---------- Record excerpts ----------

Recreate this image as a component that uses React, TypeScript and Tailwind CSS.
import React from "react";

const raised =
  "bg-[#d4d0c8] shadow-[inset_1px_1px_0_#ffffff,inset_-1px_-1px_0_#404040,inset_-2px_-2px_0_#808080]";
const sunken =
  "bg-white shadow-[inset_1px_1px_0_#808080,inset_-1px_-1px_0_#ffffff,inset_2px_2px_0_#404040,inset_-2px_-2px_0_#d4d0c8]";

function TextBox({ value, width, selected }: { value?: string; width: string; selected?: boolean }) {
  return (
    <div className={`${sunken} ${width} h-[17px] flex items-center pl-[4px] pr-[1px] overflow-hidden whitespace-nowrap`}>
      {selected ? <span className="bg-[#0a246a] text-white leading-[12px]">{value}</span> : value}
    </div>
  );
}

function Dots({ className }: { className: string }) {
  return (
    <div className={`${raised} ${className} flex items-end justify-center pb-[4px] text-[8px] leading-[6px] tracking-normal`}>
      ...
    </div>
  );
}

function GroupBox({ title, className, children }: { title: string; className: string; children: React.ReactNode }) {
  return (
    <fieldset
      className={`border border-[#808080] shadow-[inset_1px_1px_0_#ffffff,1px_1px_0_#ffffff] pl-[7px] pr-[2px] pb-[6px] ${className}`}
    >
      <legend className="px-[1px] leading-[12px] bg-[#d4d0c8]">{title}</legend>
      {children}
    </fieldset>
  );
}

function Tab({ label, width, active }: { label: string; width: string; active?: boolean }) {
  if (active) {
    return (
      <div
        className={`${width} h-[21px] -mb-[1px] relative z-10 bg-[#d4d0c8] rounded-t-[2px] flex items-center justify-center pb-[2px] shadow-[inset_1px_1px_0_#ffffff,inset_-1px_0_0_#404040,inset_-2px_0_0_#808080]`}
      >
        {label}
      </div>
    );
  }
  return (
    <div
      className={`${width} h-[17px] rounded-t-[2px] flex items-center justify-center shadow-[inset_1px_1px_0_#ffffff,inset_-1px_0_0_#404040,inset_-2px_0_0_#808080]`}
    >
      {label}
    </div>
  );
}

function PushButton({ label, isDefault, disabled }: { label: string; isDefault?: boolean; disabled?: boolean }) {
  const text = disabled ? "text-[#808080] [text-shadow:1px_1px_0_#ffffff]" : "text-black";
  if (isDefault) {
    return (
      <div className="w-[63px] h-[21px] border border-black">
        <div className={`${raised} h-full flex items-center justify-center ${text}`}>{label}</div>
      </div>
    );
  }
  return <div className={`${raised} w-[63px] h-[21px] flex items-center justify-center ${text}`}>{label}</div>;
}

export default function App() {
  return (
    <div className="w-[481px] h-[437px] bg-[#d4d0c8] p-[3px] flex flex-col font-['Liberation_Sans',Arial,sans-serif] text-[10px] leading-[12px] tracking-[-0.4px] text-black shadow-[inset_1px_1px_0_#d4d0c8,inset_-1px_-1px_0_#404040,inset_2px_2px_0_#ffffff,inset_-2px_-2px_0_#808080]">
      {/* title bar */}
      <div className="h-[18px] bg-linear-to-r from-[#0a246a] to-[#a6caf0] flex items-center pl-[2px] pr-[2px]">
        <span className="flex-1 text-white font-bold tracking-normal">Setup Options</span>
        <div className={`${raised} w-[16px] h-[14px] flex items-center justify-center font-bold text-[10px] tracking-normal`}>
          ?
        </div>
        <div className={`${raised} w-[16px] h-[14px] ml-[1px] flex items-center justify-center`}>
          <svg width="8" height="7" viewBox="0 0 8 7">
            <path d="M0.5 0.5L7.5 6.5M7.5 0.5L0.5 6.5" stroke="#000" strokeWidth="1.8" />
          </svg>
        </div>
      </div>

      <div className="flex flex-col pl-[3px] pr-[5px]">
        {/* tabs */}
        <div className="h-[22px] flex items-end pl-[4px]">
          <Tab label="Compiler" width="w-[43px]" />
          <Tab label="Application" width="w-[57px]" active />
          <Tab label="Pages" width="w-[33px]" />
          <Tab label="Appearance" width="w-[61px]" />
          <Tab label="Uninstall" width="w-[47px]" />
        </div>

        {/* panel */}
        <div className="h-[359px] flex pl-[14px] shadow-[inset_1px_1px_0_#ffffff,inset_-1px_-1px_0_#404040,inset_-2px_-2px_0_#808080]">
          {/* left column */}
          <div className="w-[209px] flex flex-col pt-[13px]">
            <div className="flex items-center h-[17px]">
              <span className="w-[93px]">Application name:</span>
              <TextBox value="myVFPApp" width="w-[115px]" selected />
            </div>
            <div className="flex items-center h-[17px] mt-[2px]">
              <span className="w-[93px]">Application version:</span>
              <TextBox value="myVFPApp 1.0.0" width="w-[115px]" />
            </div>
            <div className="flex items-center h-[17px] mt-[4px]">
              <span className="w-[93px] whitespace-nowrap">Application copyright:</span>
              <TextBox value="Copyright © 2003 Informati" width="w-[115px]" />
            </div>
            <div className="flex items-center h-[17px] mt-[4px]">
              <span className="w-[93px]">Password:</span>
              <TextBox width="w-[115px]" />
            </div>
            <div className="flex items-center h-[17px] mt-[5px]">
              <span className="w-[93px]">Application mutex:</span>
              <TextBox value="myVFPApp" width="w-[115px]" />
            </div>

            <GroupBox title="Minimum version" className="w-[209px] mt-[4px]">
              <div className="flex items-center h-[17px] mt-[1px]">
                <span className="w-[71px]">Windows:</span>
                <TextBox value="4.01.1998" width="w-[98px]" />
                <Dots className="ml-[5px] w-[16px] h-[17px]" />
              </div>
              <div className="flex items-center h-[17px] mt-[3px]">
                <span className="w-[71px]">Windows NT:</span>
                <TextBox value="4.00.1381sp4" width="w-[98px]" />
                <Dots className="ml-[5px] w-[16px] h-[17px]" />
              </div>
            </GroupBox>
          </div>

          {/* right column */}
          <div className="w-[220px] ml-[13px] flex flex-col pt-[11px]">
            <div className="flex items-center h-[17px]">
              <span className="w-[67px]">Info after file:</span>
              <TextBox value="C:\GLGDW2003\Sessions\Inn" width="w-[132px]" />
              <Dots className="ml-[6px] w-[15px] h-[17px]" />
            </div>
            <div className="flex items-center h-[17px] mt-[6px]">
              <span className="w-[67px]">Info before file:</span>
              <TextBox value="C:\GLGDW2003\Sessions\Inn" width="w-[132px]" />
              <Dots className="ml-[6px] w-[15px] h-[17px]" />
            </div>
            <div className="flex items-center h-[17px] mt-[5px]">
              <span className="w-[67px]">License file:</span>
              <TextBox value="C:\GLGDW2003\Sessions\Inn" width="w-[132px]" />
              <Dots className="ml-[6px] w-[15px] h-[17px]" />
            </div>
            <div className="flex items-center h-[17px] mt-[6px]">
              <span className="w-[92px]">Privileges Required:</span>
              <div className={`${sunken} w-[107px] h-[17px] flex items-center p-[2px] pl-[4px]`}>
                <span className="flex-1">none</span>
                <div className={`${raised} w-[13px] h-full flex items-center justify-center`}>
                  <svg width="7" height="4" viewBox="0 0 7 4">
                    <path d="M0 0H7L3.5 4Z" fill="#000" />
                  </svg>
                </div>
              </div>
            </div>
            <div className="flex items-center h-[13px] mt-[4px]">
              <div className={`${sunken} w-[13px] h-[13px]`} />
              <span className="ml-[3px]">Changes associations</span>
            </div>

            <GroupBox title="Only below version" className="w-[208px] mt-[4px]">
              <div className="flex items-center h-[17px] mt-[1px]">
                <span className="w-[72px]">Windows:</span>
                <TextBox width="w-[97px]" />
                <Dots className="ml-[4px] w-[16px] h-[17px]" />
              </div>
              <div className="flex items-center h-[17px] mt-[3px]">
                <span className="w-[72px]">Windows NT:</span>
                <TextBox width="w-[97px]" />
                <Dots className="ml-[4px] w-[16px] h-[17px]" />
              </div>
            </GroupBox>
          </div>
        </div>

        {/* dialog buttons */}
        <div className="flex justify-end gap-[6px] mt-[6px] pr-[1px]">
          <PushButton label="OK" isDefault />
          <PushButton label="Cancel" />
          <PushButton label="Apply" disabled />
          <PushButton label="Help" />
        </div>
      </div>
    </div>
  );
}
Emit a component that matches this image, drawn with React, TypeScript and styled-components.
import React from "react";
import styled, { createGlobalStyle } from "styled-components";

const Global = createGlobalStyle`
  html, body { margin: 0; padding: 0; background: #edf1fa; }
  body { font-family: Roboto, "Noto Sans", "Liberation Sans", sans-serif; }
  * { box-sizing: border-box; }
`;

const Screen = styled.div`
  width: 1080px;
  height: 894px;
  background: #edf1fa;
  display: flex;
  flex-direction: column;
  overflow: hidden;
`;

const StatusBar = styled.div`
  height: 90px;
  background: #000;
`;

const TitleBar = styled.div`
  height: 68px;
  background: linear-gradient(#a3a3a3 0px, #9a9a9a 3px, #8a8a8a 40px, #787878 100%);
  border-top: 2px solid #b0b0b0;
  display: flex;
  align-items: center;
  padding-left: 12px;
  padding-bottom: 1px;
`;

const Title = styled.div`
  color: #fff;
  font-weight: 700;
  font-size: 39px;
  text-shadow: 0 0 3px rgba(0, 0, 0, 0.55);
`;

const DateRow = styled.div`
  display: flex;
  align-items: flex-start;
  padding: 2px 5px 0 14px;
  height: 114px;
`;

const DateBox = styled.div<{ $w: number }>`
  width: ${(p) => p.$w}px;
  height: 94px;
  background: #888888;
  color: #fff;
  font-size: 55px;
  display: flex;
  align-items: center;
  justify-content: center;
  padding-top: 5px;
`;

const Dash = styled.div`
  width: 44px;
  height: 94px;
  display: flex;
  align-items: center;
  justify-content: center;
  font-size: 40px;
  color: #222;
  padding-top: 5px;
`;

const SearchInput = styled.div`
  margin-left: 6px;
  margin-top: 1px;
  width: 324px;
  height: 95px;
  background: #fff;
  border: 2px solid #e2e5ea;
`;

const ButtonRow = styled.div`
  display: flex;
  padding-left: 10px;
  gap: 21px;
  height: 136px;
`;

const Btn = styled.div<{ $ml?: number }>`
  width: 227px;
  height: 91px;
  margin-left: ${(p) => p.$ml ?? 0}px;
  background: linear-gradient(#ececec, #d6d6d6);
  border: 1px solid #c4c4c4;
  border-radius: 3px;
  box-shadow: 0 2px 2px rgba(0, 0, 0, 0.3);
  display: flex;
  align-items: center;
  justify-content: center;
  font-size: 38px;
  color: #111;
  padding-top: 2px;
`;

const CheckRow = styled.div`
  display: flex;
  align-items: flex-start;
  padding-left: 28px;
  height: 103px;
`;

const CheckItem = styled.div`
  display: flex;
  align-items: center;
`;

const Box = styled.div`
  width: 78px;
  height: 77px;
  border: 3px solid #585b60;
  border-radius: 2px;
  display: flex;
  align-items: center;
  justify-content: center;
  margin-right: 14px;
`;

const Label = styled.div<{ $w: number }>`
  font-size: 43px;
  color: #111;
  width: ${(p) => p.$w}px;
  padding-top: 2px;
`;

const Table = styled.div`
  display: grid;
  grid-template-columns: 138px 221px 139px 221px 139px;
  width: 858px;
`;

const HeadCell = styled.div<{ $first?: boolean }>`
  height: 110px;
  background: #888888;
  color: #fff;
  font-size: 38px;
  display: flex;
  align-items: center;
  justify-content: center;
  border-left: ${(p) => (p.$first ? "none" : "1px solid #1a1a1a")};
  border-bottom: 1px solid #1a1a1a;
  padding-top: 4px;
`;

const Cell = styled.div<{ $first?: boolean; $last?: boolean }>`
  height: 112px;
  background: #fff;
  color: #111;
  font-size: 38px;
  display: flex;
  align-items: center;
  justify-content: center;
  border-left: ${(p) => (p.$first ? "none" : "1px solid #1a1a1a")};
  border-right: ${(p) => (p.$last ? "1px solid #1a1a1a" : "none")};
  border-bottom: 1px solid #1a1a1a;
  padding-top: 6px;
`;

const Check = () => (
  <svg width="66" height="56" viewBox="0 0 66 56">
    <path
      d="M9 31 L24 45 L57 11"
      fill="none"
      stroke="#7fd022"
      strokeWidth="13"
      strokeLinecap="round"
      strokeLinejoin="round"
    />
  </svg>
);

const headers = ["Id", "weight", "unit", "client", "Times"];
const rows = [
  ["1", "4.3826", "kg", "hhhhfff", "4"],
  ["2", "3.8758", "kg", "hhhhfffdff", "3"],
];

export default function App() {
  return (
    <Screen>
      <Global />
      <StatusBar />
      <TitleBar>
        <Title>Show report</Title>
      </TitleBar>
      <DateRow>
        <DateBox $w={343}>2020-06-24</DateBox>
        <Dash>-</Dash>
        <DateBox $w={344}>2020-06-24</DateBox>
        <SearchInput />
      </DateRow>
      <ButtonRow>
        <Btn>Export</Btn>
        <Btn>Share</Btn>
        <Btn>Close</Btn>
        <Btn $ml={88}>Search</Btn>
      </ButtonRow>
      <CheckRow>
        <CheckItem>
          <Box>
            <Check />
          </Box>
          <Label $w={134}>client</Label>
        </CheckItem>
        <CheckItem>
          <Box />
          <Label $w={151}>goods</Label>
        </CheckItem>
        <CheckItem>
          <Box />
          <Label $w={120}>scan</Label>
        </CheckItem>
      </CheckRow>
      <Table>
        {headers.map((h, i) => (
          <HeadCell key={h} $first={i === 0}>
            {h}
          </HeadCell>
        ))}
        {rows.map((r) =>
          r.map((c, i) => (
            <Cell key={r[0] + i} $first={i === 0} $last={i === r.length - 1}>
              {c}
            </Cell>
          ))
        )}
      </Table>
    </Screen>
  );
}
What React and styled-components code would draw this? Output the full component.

----------

_The exercise_
Show the lines where the word "that" appears in the entries.

_Answer in full_
Recreate this image as a component that uses React, TypeScript and Tailwind CSS.
Emit a component that matches this image, drawn with React, TypeScript and styled-components.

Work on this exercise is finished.